Source material:

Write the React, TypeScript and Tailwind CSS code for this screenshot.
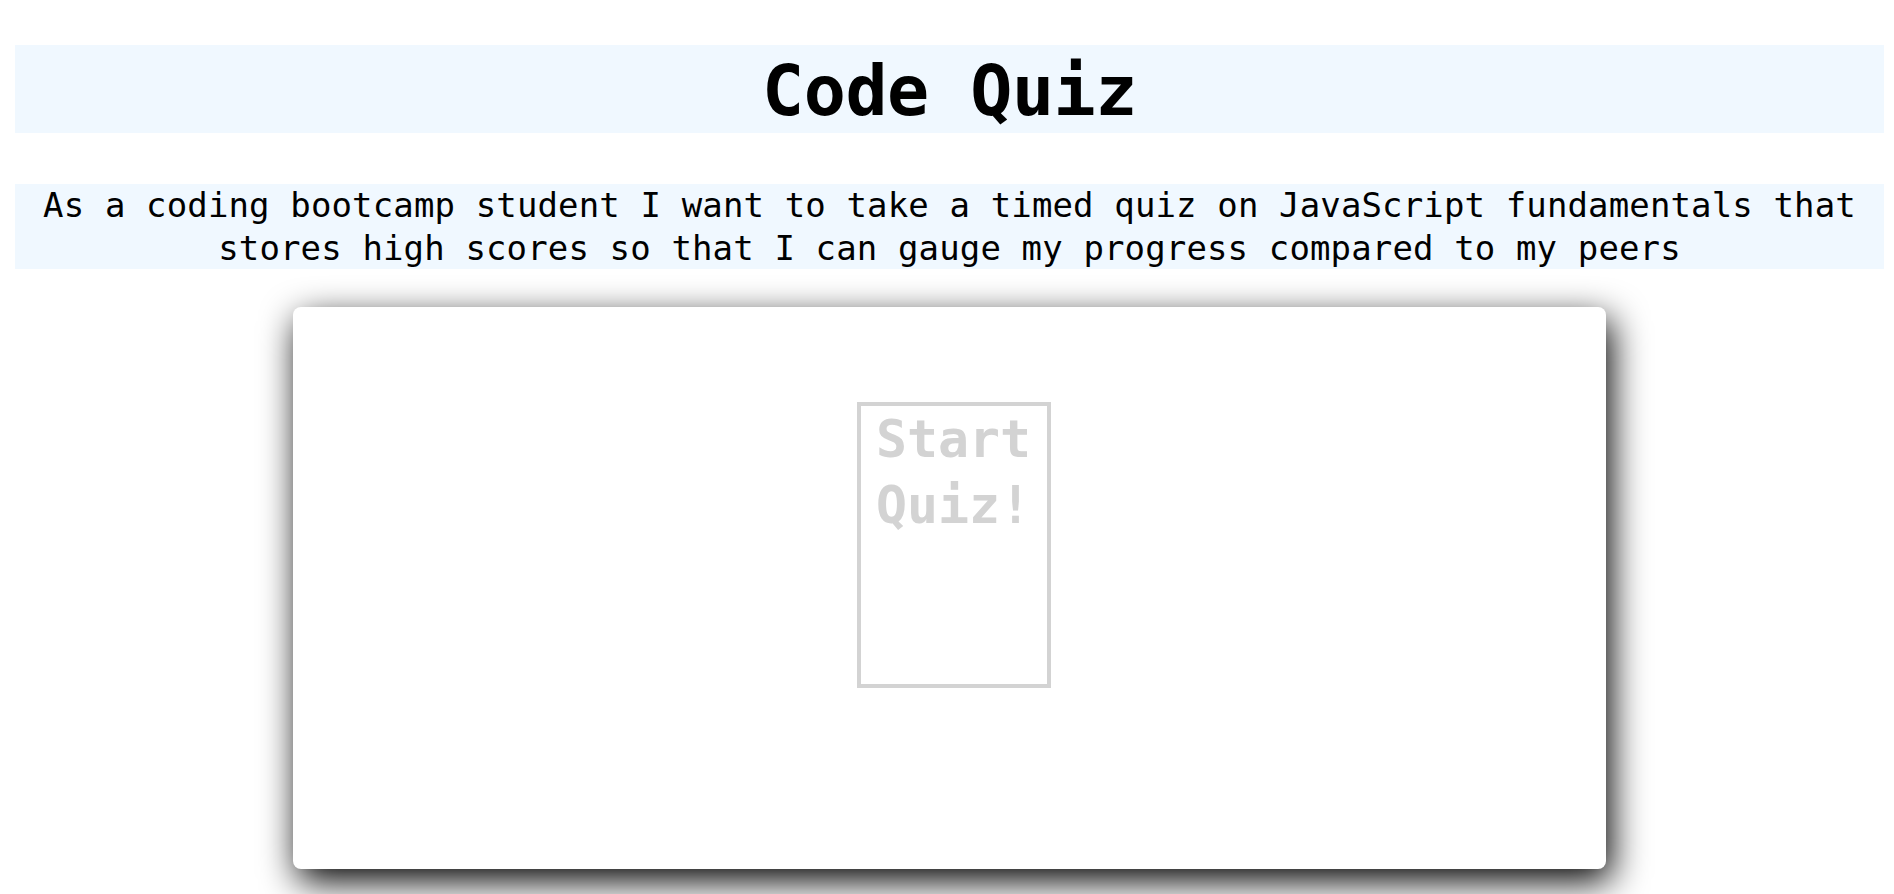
export default function App() {
  return (
    <div className="min-h-screen bg-white pt-[45px] font-['DejaVu_Sans_Mono',monospace] text-black">
      {/* Title */}
      <header className="ml-[15px] mr-[10px] h-[88px] bg-[#f0f8ff] text-center">
        <h1 className="text-[70px] font-bold leading-[88px] pt-[2px] tracking-[-0.5px]">Code Quiz</h1>
      </header>

      {/* Description */}
      <p className="ml-[15px] mr-[10px] mt-[51px] bg-[#f0f8ff] text-center text-[34px] leading-[42.5px] tracking-[0.13px]">
        As a coding bootcamp student I want to take a timed quiz on JavaScript fundamentals that stores high scores so
        that I can gauge my progress compared to my peers
      </p>

      {/* Quiz card */}
      <main className="ml-[293px] mt-[38px] flex h-[562px] w-[1313px] flex-col items-center rounded-lg bg-white pt-[95px] shadow-[5px_12px_36px_#000]">
        <button className="ml-[8px] flex h-[286px] w-[194px] flex-col items-center justify-start border-4 border-[#d3d3d3] bg-white text-center text-[51.5px] font-bold leading-[66px] text-[#d3d3d3]">
          <span>Start</span>
          <span>Quiz!</span>
        </button>
      </main>
    </div>
  );
}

Work to be completed: Make an exact copy of the data above, pictures excluded.

Result:
Write the React, TypeScript and Tailwind CSS code for this screenshot.
export default function App() {
  return (
    <div className="min-h-screen bg-white pt-[45px] font-['DejaVu_Sans_Mono',monospace] text-black">
      {/* Title */}
      <header className="ml-[15px] mr-[10px] h-[88px] bg-[#f0f8ff] text-center">
        <h1 className="text-[70px] font-bold leading-[88px] pt-[2px] tracking-[-0.5px]">Code Quiz</h1>
      </header>

      {/* Description */}
      <p className="ml-[15px] mr-[10px] mt-[51px] bg-[#f0f8ff] text-center text-[34px] leading-[42.5px] tracking-[0.13px]">
        As a coding bootcamp student I want to take a timed quiz on JavaScript fundamentals that stores high scores so
        that I can gauge my progress compared to my peers
      </p>

      {/* Quiz card */}
      <main className="ml-[293px] mt-[38px] flex h-[562px] w-[1313px] flex-col items-center rounded-lg bg-white pt-[95px] shadow-[5px_12px_36px_#000]">
        <button className="ml-[8px] flex h-[286px] w-[194px] flex-col items-center justify-start border-4 border-[#d3d3d3] bg-white text-center text-[51.5px] font-bold leading-[66px] text-[#d3d3d3]">
          <span>Start</span>
          <span>Quiz!</span>
        </button>
      </main>
    </div>
  );
}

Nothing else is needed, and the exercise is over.